===== Material provided =====
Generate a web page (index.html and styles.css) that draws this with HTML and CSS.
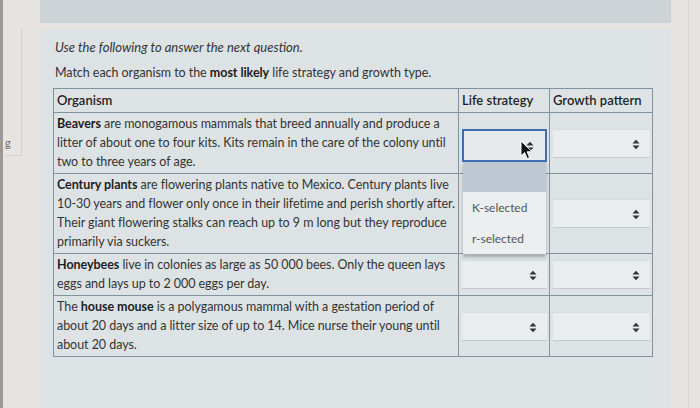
FILE: index.html
```html
<!DOCTYPE html>
<html>
<head>
<meta charset="utf-8">
<link rel="stylesheet" href="styles.css">
</head>
<body>
<div class="screen">
  <aside class="side">
    <div class="side-box"><span class="side-text">g</span></div>
  </aside>
  <div class="main">
    <div class="topband"></div>
    <section class="panel">
      <p class="intro">Use the following to answer the next question.</p>
      <p class="prompt">Match each organism to the <b>most likely</b> life strategy and growth type.</p>
      <table class="grid">
        <colgroup>
          <col class="c-org">
          <col class="c-life">
          <col class="c-growth">
        </colgroup>
        <thead>
          <tr>
            <th>Organism</th>
            <th>Life strategy</th>
            <th>Growth pattern</th>
          </tr>
        </thead>
        <tbody>
          <tr>
            <td class="org"><b>Beavers</b> are monogamous mammals that breed annually and produce a litter of about one to four kits. Kits remain in the care of the colony until two to three years of age.</td>
            <td class="sel">
              <div class="select-wrap">
                <div class="select open">
                  <svg class="arrows" width="8" height="11" viewBox="0 0 8 11"><polygon points="0.5,4.5 4,0.8 7.5,4.5"/><polygon points="0.5,6.5 4,10.2 7.5,6.5"/></svg>
                </div>
                <ul class="menu">
                  <li class="opt hl"></li>
                  <li class="opt">K-selected</li>
                  <li class="opt">r-selected</li>
                </ul>
                <svg class="cursor" width="14" height="20" viewBox="0 0 14 20"><path d="M1 1 L1 16 L4.6 12.6 L7.2 18.6 L9.6 17.6 L7.1 11.8 L12 11.8 Z" fill="#111" stroke="#fff" stroke-width="1"/></svg>
              </div>
            </td>
            <td class="sel">
              <div class="select">
                <svg class="arrows" width="8" height="11" viewBox="0 0 8 11"><polygon points="0.5,4.5 4,0.8 7.5,4.5"/><polygon points="0.5,6.5 4,10.2 7.5,6.5"/></svg>
              </div>
            </td>
          </tr>
          <tr>
            <td class="org"><b>Century plants</b> are flowering plants native to Mexico. Century plants live 10-30 years and flower only once in their lifetime and perish shortly after. Their giant flowering stalks can reach up to 9 m long but they reproduce primarily via suckers.</td>
            <td class="sel"></td>
            <td class="sel">
              <div class="select">
                <svg class="arrows" width="8" height="11" viewBox="0 0 8 11"><polygon points="0.5,4.5 4,0.8 7.5,4.5"/><polygon points="0.5,6.5 4,10.2 7.5,6.5"/></svg>
              </div>
            </td>
          </tr>
          <tr>
            <td class="org"><b>Honeybees</b> live in colonies as large as 50 000 bees. Only the queen lays eggs and lays up to 2 000 eggs per day.</td>
            <td class="sel">
              <div class="select">
                <svg class="arrows" width="8" height="11" viewBox="0 0 8 11"><polygon points="0.5,4.5 4,0.8 7.5,4.5"/><polygon points="0.5,6.5 4,10.2 7.5,6.5"/></svg>
              </div>
            </td>
            <td class="sel">
              <div class="select">
                <svg class="arrows" width="8" height="11" viewBox="0 0 8 11"><polygon points="0.5,4.5 4,0.8 7.5,4.5"/><polygon points="0.5,6.5 4,10.2 7.5,6.5"/></svg>
              </div>
            </td>
          </tr>
          <tr>
            <td class="org">The <b>house mouse</b> is a polygamous mammal with a gestation period of about 20 days and a litter size of up to 14. Mice nurse their young until about 20 days.</td>
            <td class="sel">
              <div class="select">
                <svg class="arrows" width="8" height="11" viewBox="0 0 8 11"><polygon points="0.5,4.5 4,0.8 7.5,4.5"/><polygon points="0.5,6.5 4,10.2 7.5,6.5"/></svg>
              </div>
            </td>
            <td class="sel">
              <div class="select">
                <svg class="arrows" width="8" height="11" viewBox="0 0 8 11"><polygon points="0.5,4.5 4,0.8 7.5,4.5"/><polygon points="0.5,6.5 4,10.2 7.5,6.5"/></svg>
              </div>
            </td>
          </tr>
        </tbody>
      </table>
    </section>
  </div>
  <div class="rightedge"></div>
</div>
</body>
</html>
```

FILE: styles.css
```css
* { box-sizing: border-box; }
html, body {
  margin: 0;
  padding: 0;
}
body {
  width: 700px;
  height: 408px;
  overflow: hidden;
  background: #e6e3e1;
  font-family: "Lato", "Open Sans", sans-serif;
  color: #2b2b2b;
}
.screen {
  display: flex;
  height: 408px;
  border-left: 3px solid #9f9893;
}
.side {
  width: 37px;
  flex: none;
  padding-top: 28px;
}
.side-box {
  width: 17px;
  height: 128px;
  margin-left: 2px;
  border-right: 1px solid #d2cfcc;
  border-bottom: 1px solid #d2cfcc;
}
.side-text {
  display: block;
  padding-top: 108px;
  font-size: 11px;
  color: #6b6b6b;
  line-height: 14px;
}
.main {
  width: 631px;
  flex: none;
  display: flex;
  flex-direction: column;
}
.topband {
  height: 23px;
  background: #cdd4d7;
  flex: none;
}
.panel {
  margin-top: 6px;
  flex: 1;
  background: #dde3e5;
  padding: 9px 0 0 13px;
}
.rightedge {
  flex: 1;
  border-left: 1px solid #d8d6d4;
  margin-left: 17px;
}
.intro {
  margin: 0 0 0 2px;
  font-style: italic;
  font-size: 13px;
  line-height: 18px;
  color: #333;
}
.prompt {
  margin: 8px 0 0 2px;
  font-size: 12.5px;
  letter-spacing: -0.05px;
  line-height: 18px;
  color: #333;
}
.prompt b { font-weight: 700; color: #1d1d1d; }
.grid {
  margin-top: 6px;
  border-collapse: collapse;
  width: 599px;
  table-layout: fixed;
  font-size: 12.5px;
  letter-spacing: -0.05px;
}
.c-org { width: 405px; }
.c-life { width: 91px; }
.c-growth { width: 103px; }
.grid th, .grid td {
  border: 1px solid #7f939e;
}
.grid th {
  text-align: left;
  font-weight: 600;
  font-size: 13px;
  letter-spacing: 0;
  color: #1f1f1f;
  height: 24px;
  padding: 0 3px;
  line-height: 19px;
}
.grid td.org {
  padding: 1px 3px 2px 3px;
  line-height: 19px;
  vertical-align: top;
  color: #333;
}
.org b { font-weight: 700; color: #1d1d1d; }
.grid td.sel {
  padding: 0 2px 0 3px;
  vertical-align: middle;
  position: relative;
}
.select {
  height: 29px;
  background: #e9edef;
  border-bottom: 1px solid #c3cbcf;
  border-top: 1px solid #d6dde0;
  position: relative;
}
.arrows {
  position: absolute;
  right: 10px;
  top: 9px;
  fill: #333;
}
.select-wrap {
  position: relative;
  top: 2px;
}
.select.open {
  height: 33px;
  border: 2px solid #3d6fb0;
  background: #e6eaec;
}
.select.open .arrows { top: 10px; right: 11px; }
.menu {
  position: absolute;
  top: 33px;
  left: 1px;
  right: 1px;
  margin: 0;
  padding: 0;
  list-style: none;
  background: #eceff0;
  box-shadow: 0 3px 3px rgba(0,0,0,0.25);
  z-index: 2;
  font-size: 12px;
  color: #555;
}
.opt {
  height: 31px;
  line-height: 31px;
  padding-left: 9px;
}
.opt.hl {
  height: 30px;
  background: #bec8d2;
}
.cursor {
  position: absolute;
  left: 58px;
  top: 11px;
  z-index: 3;
}
```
=====
_Exercise goal_: Quote the data above in full, leaving out the pictures it holds.

_Result below_:
Generate a web page (index.html and styles.css) that draws this with HTML and CSS.
FILE: index.html
```html
<!DOCTYPE html>
<html>
<head>
<meta charset="utf-8">
<link rel="stylesheet" href="styles.css">
</head>
<body>
<div class="screen">
  <aside class="side">
    <div class="side-box"><span class="side-text">g</span></div>
  </aside>
  <div class="main">
    <div class="topband"></div>
    <section class="panel">
      <p class="intro">Use the following to answer the next question.</p>
      <p class="prompt">Match each organism to the <b>most likely</b> life strategy and growth type.</p>
      <table class="grid">
        <colgroup>
          <col class="c-org">
          <col class="c-life">
          <col class="c-growth">
        </colgroup>
        <thead>
          <tr>
            <th>Organism</th>
            <th>Life strategy</th>
            <th>Growth pattern</th>
          </tr>
        </thead>
        <tbody>
          <tr>
            <td class="org"><b>Beavers</b> are monogamous mammals that breed annually and produce a litter of about one to four kits. Kits remain in the care of the colony until two to three years of age.</td>
            <td class="sel">
              <div class="select-wrap">
                <div class="select open">
                  <svg class="arrows" width="8" height="11" viewBox="0 0 8 11"><polygon points="0.5,4.5 4,0.8 7.5,4.5"/><polygon points="0.5,6.5 4,10.2 7.5,6.5"/></svg>
                </div>
                <ul class="menu">
                  <li class="opt hl"></li>
                  <li class="opt">K-selected</li>
                  <li class="opt">r-selected</li>
                </ul>
                <svg class="cursor" width="14" height="20" viewBox="0 0 14 20"><path d="M1 1 L1 16 L4.6 12.6 L7.2 18.6 L9.6 17.6 L7.1 11.8 L12 11.8 Z" fill="#111" stroke="#fff" stroke-width="1"/></svg>
              </div>
            </td>
            <td class="sel">
              <div class="select">
                <svg class="arrows" width="8" height="11" viewBox="0 0 8 11"><polygon points="0.5,4.5 4,0.8 7.5,4.5"/><polygon points="0.5,6.5 4,10.2 7.5,6.5"/></svg>
              </div>
            </td>
          </tr>
          <tr>
            <td class="org"><b>Century plants</b> are flowering plants native to Mexico. Century plants live 10-30 years and flower only once in their lifetime and perish shortly after. Their giant flowering stalks can reach up to 9 m long but they reproduce primarily via suckers.</td>
            <td class="sel"></td>
            <td class="sel">
              <div class="select">
                <svg class="arrows" width="8" height="11" viewBox="0 0 8 11"><polygon points="0.5,4.5 4,0.8 7.5,4.5"/><polygon points="0.5,6.5 4,10.2 7.5,6.5"/></svg>
              </div>
            </td>
          </tr>
          <tr>
            <td class="org"><b>Honeybees</b> live in colonies as large as 50 000 bees. Only the queen lays eggs and lays up to 2 000 eggs per day.</td>
            <td class="sel">
              <div class="select">
                <svg class="arrows" width="8" height="11" viewBox="0 0 8 11"><polygon points="0.5,4.5 4,0.8 7.5,4.5"/><polygon points="0.5,6.5 4,10.2 7.5,6.5"/></svg>
              </div>
            </td>
            <td class="sel">
              <div class="select">
                <svg class="arrows" width="8" height="11" viewBox="0 0 8 11"><polygon points="0.5,4.5 4,0.8 7.5,4.5"/><polygon points="0.5,6.5 4,10.2 7.5,6.5"/></svg>
              </div>
            </td>
          </tr>
          <tr>
            <td class="org">The <b>house mouse</b> is a polygamous mammal with a gestation period of about 20 days and a litter size of up to 14. Mice nurse their young until about 20 days.</td>
            <td class="sel">
              <div class="select">
                <svg class="arrows" width="8" height="11" viewBox="0 0 8 11"><polygon points="0.5,4.5 4,0.8 7.5,4.5"/><polygon points="0.5,6.5 4,10.2 7.5,6.5"/></svg>
              </div>
            </td>
            <td class="sel">
              <div class="select">
                <svg class="arrows" width="8" height="11" viewBox="0 0 8 11"><polygon points="0.5,4.5 4,0.8 7.5,4.5"/><polygon points="0.5,6.5 4,10.2 7.5,6.5"/></svg>
              </div>
            </td>
          </tr>
        </tbody>
      </table>
    </section>
  </div>
  <div class="rightedge"></div>
</div>
</body>
</html>
```

FILE: styles.css
```css
* { box-sizing: border-box; }
html, body {
  margin: 0;
  padding: 0;
}
body {
  width: 700px;
  height: 408px;
  overflow: hidden;
  background: #e6e3e1;
  font-family: "Lato", "Open Sans", sans-serif;
  color: #2b2b2b;
}
.screen {
  display: flex;
  height: 408px;
  border-left: 3px solid #9f9893;
}
.side {
  width: 37px;
  flex: none;
  padding-top: 28px;
}
.side-box {
  width: 17px;
  height: 128px;
  margin-left: 2px;
  border-right: 1px solid #d2cfcc;
  border-bottom: 1px solid #d2cfcc;
}
.side-text {
  display: block;
  padding-top: 108px;
  font-size: 11px;
  color: #6b6b6b;
  line-height: 14px;
}
.main {
  width: 631px;
  flex: none;
  display: flex;
  flex-direction: column;
}
.topband {
  height: 23px;
  background: #cdd4d7;
  flex: none;
}
.panel {
  margin-top: 6px;
  flex: 1;
  background: #dde3e5;
  padding: 9px 0 0 13px;
}
.rightedge {
  flex: 1;
  border-left: 1px solid #d8d6d4;
  margin-left: 17px;
}
.intro {
  margin: 0 0 0 2px;
  font-style: italic;
  font-size: 13px;
  line-height: 18px;
  color: #333;
}
.prompt {
  margin: 8px 0 0 2px;
  font-size: 12.5px;
  letter-spacing: -0.05px;
  line-height: 18px;
  color: #333;
}
.prompt b { font-weight: 700; color: #1d1d1d; }
.grid {
  margin-top: 6px;
  border-collapse: collapse;
  width: 599px;
  table-layout: fixed;
  font-size: 12.5px;
  letter-spacing: -0.05px;
}
.c-org { width: 405px; }
.c-life { width: 91px; }
.c-growth { width: 103px; }
.grid th, .grid td {
  border: 1px solid #7f939e;
}
.grid th {
  text-align: left;
  font-weight: 600;
  font-size: 13px;
  letter-spacing: 0;
  color: #1f1f1f;
  height: 24px;
  padding: 0 3px;
  line-height: 19px;
}
.grid td.org {
  padding: 1px 3px 2px 3px;
  line-height: 19px;
  vertical-align: top;
  color: #333;
}
.org b { font-weight: 700; color: #1d1d1d; }
.grid td.sel {
  padding: 0 2px 0 3px;
  vertical-align: middle;
  position: relative;
}
.select {
  height: 29px;
  background: #e9edef;
  border-bottom: 1px solid #c3cbcf;
  border-top: 1px solid #d6dde0;
  position: relative;
}
.arrows {
  position: absolute;
  right: 10px;
  top: 9px;
  fill: #333;
}
.select-wrap {
  position: relative;
  top: 2px;
}
.select.open {
  height: 33px;
  border: 2px solid #3d6fb0;
  background: #e6eaec;
}
.select.open .arrows { top: 10px; right: 11px; }
.menu {
  position: absolute;
  top: 33px;
  left: 1px;
  right: 1px;
  margin: 0;
  padding: 0;
  list-style: none;
  background: #eceff0;
  box-shadow: 0 3px 3px rgba(0,0,0,0.25);
  z-index: 2;
  font-size: 12px;
  color: #555;
}
.opt {
  height: 31px;
  line-height: 31px;
  padding-left: 9px;
}
.opt.hl {
  height: 30px;
  background: #bec8d2;
}
.cursor {
  position: absolute;
  left: 58px;
  top: 11px;
  z-index: 3;
}
```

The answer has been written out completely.